***** Dataset *****

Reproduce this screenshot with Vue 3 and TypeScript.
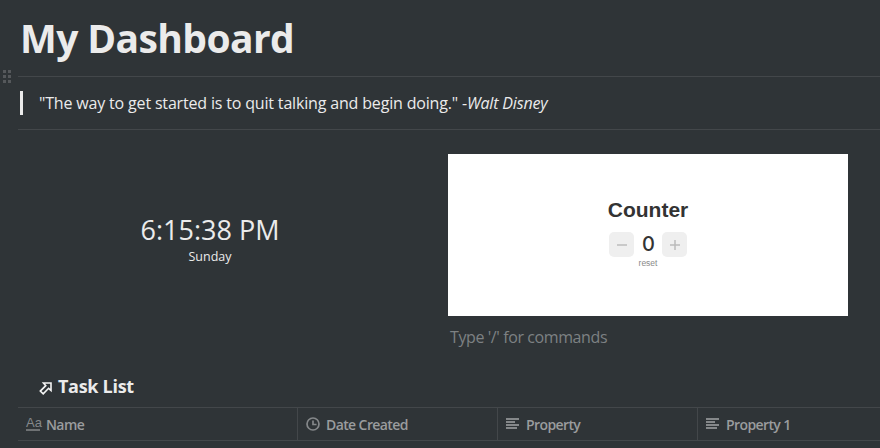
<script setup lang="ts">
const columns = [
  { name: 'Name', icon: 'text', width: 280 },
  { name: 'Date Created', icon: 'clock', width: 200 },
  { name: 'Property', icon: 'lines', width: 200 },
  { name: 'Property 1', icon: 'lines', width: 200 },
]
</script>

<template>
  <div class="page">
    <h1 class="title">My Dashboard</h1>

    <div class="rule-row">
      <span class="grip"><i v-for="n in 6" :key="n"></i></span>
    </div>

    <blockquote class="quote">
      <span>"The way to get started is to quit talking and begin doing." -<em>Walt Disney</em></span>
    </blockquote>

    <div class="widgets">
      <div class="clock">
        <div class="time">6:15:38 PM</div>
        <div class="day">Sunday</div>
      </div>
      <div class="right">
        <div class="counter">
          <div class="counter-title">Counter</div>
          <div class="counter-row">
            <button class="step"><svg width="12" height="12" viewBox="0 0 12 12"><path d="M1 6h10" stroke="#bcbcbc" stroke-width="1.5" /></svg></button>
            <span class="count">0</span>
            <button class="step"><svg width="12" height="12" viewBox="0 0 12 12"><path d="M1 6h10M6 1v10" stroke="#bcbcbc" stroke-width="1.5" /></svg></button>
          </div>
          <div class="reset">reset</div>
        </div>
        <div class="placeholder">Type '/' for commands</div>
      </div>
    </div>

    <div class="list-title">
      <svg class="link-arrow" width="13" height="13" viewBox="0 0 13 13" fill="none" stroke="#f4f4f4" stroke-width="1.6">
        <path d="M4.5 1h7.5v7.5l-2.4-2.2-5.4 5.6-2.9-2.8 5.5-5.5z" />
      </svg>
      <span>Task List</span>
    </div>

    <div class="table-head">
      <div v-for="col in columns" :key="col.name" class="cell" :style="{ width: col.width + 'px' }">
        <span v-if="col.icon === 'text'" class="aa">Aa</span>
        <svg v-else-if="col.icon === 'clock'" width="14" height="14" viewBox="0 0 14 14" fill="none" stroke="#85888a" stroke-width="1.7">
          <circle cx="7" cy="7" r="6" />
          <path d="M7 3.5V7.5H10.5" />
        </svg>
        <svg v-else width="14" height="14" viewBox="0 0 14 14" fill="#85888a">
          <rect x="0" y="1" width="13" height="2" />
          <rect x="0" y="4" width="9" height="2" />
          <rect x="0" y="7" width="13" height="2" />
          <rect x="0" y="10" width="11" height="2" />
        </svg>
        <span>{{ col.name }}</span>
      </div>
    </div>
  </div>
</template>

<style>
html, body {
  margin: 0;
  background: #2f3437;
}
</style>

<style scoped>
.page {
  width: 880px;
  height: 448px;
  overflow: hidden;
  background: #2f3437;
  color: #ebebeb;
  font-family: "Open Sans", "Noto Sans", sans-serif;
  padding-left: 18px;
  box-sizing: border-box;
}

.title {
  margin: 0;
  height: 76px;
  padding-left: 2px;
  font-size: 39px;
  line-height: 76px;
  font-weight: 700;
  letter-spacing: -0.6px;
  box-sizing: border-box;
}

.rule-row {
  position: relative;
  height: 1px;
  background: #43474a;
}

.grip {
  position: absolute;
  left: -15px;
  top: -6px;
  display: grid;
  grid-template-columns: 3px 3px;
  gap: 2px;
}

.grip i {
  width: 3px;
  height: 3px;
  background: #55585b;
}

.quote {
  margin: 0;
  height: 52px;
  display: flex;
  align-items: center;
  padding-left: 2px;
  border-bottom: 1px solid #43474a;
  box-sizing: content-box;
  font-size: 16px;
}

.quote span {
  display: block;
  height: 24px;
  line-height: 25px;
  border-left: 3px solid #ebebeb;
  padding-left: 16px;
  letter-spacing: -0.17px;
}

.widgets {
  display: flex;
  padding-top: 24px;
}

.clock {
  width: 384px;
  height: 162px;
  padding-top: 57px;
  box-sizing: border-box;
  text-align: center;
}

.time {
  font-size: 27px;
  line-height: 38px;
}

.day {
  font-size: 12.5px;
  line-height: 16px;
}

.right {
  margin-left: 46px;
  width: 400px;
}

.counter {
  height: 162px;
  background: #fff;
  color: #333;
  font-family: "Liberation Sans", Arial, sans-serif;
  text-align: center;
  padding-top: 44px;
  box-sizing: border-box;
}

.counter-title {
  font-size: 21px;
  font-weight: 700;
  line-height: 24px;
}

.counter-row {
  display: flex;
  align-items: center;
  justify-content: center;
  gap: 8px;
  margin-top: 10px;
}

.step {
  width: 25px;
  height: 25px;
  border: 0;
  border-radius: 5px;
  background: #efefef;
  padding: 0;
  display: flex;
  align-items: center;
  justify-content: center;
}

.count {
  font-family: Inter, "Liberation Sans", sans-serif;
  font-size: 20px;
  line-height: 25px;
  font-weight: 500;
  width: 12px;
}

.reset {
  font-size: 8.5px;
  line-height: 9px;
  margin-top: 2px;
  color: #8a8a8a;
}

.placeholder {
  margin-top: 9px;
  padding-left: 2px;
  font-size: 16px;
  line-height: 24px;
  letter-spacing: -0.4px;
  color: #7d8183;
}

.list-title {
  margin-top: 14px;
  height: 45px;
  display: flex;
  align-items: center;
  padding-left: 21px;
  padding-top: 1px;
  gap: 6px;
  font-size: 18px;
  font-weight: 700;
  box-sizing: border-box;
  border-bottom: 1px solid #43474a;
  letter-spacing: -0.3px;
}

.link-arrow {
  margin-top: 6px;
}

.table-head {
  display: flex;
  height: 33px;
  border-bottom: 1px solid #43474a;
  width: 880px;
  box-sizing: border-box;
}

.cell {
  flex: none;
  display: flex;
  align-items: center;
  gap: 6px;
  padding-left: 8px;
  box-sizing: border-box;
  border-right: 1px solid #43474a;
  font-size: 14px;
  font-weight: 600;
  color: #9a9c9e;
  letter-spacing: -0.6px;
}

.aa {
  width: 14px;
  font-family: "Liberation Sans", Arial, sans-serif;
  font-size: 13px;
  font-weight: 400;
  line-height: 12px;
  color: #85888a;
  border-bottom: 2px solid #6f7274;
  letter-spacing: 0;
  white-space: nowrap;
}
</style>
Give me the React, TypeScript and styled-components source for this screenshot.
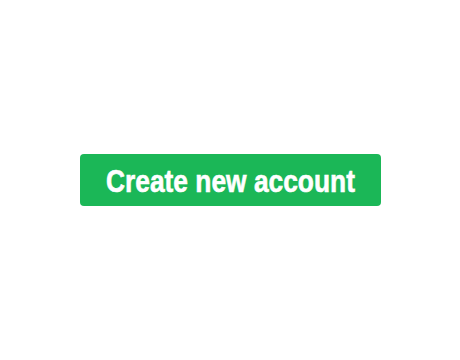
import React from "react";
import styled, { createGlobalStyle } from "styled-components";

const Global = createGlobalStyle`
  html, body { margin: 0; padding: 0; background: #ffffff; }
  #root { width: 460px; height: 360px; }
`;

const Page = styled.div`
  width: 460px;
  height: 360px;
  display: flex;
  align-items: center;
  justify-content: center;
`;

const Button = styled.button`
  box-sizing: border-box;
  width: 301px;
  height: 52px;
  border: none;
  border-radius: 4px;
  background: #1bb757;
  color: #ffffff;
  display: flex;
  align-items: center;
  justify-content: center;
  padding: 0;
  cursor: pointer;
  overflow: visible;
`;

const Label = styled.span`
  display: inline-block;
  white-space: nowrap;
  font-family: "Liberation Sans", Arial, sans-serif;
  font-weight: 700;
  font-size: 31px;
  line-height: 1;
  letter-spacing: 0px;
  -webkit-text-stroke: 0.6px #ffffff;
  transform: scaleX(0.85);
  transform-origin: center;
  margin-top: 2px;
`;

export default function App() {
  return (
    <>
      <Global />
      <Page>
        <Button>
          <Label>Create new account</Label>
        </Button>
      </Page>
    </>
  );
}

*****

**Short task**.
Without the pictures, restate each entry exactly.

**The result**.
Reproduce this screenshot with Vue 3 and TypeScript.
<script setup lang="ts">
const columns = [
  { name: 'Name', icon: 'text', width: 280 },
  { name: 'Date Created', icon: 'clock', width: 200 },
  { name: 'Property', icon: 'lines', width: 200 },
  { name: 'Property 1', icon: 'lines', width: 200 },
]
</script>

<template>
  <div class="page">
    <h1 class="title">My Dashboard</h1>

    <div class="rule-row">
      <span class="grip"><i v-for="n in 6" :key="n"></i></span>
    </div>

    <blockquote class="quote">
      <span>"The way to get started is to quit talking and begin doing." -<em>Walt Disney</em></span>
    </blockquote>

    <div class="widgets">
      <div class="clock">
        <div class="time">6:15:38 PM</div>
        <div class="day">Sunday</div>
      </div>
      <div class="right">
        <div class="counter">
          <div class="counter-title">Counter</div>
          <div class="counter-row">
            <button class="step"><svg width="12" height="12" viewBox="0 0 12 12"><path d="M1 6h10" stroke="#bcbcbc" stroke-width="1.5" /></svg></button>
            <span class="count">0</span>
            <button class="step"><svg width="12" height="12" viewBox="0 0 12 12"><path d="M1 6h10M6 1v10" stroke="#bcbcbc" stroke-width="1.5" /></svg></button>
          </div>
          <div class="reset">reset</div>
        </div>
        <div class="placeholder">Type '/' for commands</div>
      </div>
    </div>

    <div class="list-title">
      <svg class="link-arrow" width="13" height="13" viewBox="0 0 13 13" fill="none" stroke="#f4f4f4" stroke-width="1.6">
        <path d="M4.5 1h7.5v7.5l-2.4-2.2-5.4 5.6-2.9-2.8 5.5-5.5z" />
      </svg>
      <span>Task List</span>
    </div>

    <div class="table-head">
      <div v-for="col in columns" :key="col.name" class="cell" :style="{ width: col.width + 'px' }">
        <span v-if="col.icon === 'text'" class="aa">Aa</span>
        <svg v-else-if="col.icon === 'clock'" width="14" height="14" viewBox="0 0 14 14" fill="none" stroke="#85888a" stroke-width="1.7">
          <circle cx="7" cy="7" r="6" />
          <path d="M7 3.5V7.5H10.5" />
        </svg>
        <svg v-else width="14" height="14" viewBox="0 0 14 14" fill="#85888a">
          <rect x="0" y="1" width="13" height="2" />
          <rect x="0" y="4" width="9" height="2" />
          <rect x="0" y="7" width="13" height="2" />
          <rect x="0" y="10" width="11" height="2" />
        </svg>
        <span>{{ col.name }}</span>
      </div>
    </div>
  </div>
</template>

<style>
html, body {
  margin: 0;
  background: #2f3437;
}
</style>

<style scoped>
.page {
  width: 880px;
  height: 448px;
  overflow: hidden;
  background: #2f3437;
  color: #ebebeb;
  font-family: "Open Sans", "Noto Sans", sans-serif;
  padding-left: 18px;
  box-sizing: border-box;
}

.title {
  margin: 0;
  height: 76px;
  padding-left: 2px;
  font-size: 39px;
  line-height: 76px;
  font-weight: 700;
  letter-spacing: -0.6px;
  box-sizing: border-box;
}

.rule-row {
  position: relative;
  height: 1px;
  background: #43474a;
}

.grip {
  position: absolute;
  left: -15px;
  top: -6px;
  display: grid;
  grid-template-columns: 3px 3px;
  gap: 2px;
}

.grip i {
  width: 3px;
  height: 3px;
  background: #55585b;
}

.quote {
  margin: 0;
  height: 52px;
  display: flex;
  align-items: center;
  padding-left: 2px;
  border-bottom: 1px solid #43474a;
  box-sizing: content-box;
  font-size: 16px;
}

.quote span {
  display: block;
  height: 24px;
  line-height: 25px;
  border-left: 3px solid #ebebeb;
  padding-left: 16px;
  letter-spacing: -0.17px;
}

.widgets {
  display: flex;
  padding-top: 24px;
}

.clock {
  width: 384px;
  height: 162px;
  padding-top: 57px;
  box-sizing: border-box;
  text-align: center;
}

.time {
  font-size: 27px;
  line-height: 38px;
}

.day {
  font-size: 12.5px;
  line-height: 16px;
}

.right {
  margin-left: 46px;
  width: 400px;
}

.counter {
  height: 162px;
  background: #fff;
  color: #333;
  font-family: "Liberation Sans", Arial, sans-serif;
  text-align: center;
  padding-top: 44px;
  box-sizing: border-box;
}

.counter-title {
  font-size: 21px;
  font-weight: 700;
  line-height: 24px;
}

.counter-row {
  display: flex;
  align-items: center;
  justify-content: center;
  gap: 8px;
  margin-top: 10px;
}

.step {
  width: 25px;
  height: 25px;
  border: 0;
  border-radius: 5px;
  background: #efefef;
  padding: 0;
  display: flex;
  align-items: center;
  justify-content: center;
}

.count {
  font-family: Inter, "Liberation Sans", sans-serif;
  font-size: 20px;
  line-height: 25px;
  font-weight: 500;
  width: 12px;
}

.reset {
  font-size: 8.5px;
  line-height: 9px;
  margin-top: 2px;
  color: #8a8a8a;
}

.placeholder {
  margin-top: 9px;
  padding-left: 2px;
  font-size: 16px;
  line-height: 24px;
  letter-spacing: -0.4px;
  color: #7d8183;
}

.list-title {
  margin-top: 14px;
  height: 45px;
  display: flex;
  align-items: center;
  padding-left: 21px;
  padding-top: 1px;
  gap: 6px;
  font-size: 18px;
  font-weight: 700;
  box-sizing: border-box;
  border-bottom: 1px solid #43474a;
  letter-spacing: -0.3px;
}

.link-arrow {
  margin-top: 6px;
}

.table-head {
  display: flex;
  height: 33px;
  border-bottom: 1px solid #43474a;
  width: 880px;
  box-sizing: border-box;
}

.cell {
  flex: none;
  display: flex;
  align-items: center;
  gap: 6px;
  padding-left: 8px;
  box-sizing: border-box;
  border-right: 1px solid #43474a;
  font-size: 14px;
  font-weight: 600;
  color: #9a9c9e;
  letter-spacing: -0.6px;
}

.aa {
  width: 14px;
  font-family: "Liberation Sans", Arial, sans-serif;
  font-size: 13px;
  font-weight: 400;
  line-height: 12px;
  color: #85888a;
  border-bottom: 2px solid #6f7274;
  letter-spacing: 0;
  white-space: nowrap;
}
</style>
Give me the React, TypeScript and styled-components source for this screenshot.
import React from "react";
import styled, { createGlobalStyle } from "styled-components";

const Global = createGlobalStyle`
  html, body { margin: 0; padding: 0; background: #ffffff; }
  #root { width: 460px; height: 360px; }
`;

const Page = styled.div`
  width: 460px;
  height: 360px;
  display: flex;
  align-items: center;
  justify-content: center;
`;

const Button = styled.button`
  box-sizing: border-box;
  width: 301px;
  height: 52px;
  border: none;
  border-radius: 4px;
  background: #1bb757;
  color: #ffffff;
  display: flex;
  align-items: center;
  justify-content: center;
  padding: 0;
  cursor: pointer;
  overflow: visible;
`;

const Label = styled.span`
  display: inline-block;
  white-space: nowrap;
  font-family: "Liberation Sans", Arial, sans-serif;
  font-weight: 700;
  font-size: 31px;
  line-height: 1;
  letter-spacing: 0px;
  -webkit-text-stroke: 0.6px #ffffff;
  transform: scaleX(0.85);
  transform-origin: center;
  margin-top: 2px;
`;

export default function App() {
  return (
    <>
      <Global />
      <Page>
        <Button>
          <Label>Create new account</Label>
        </Button>
      </Page>
    </>
  );
}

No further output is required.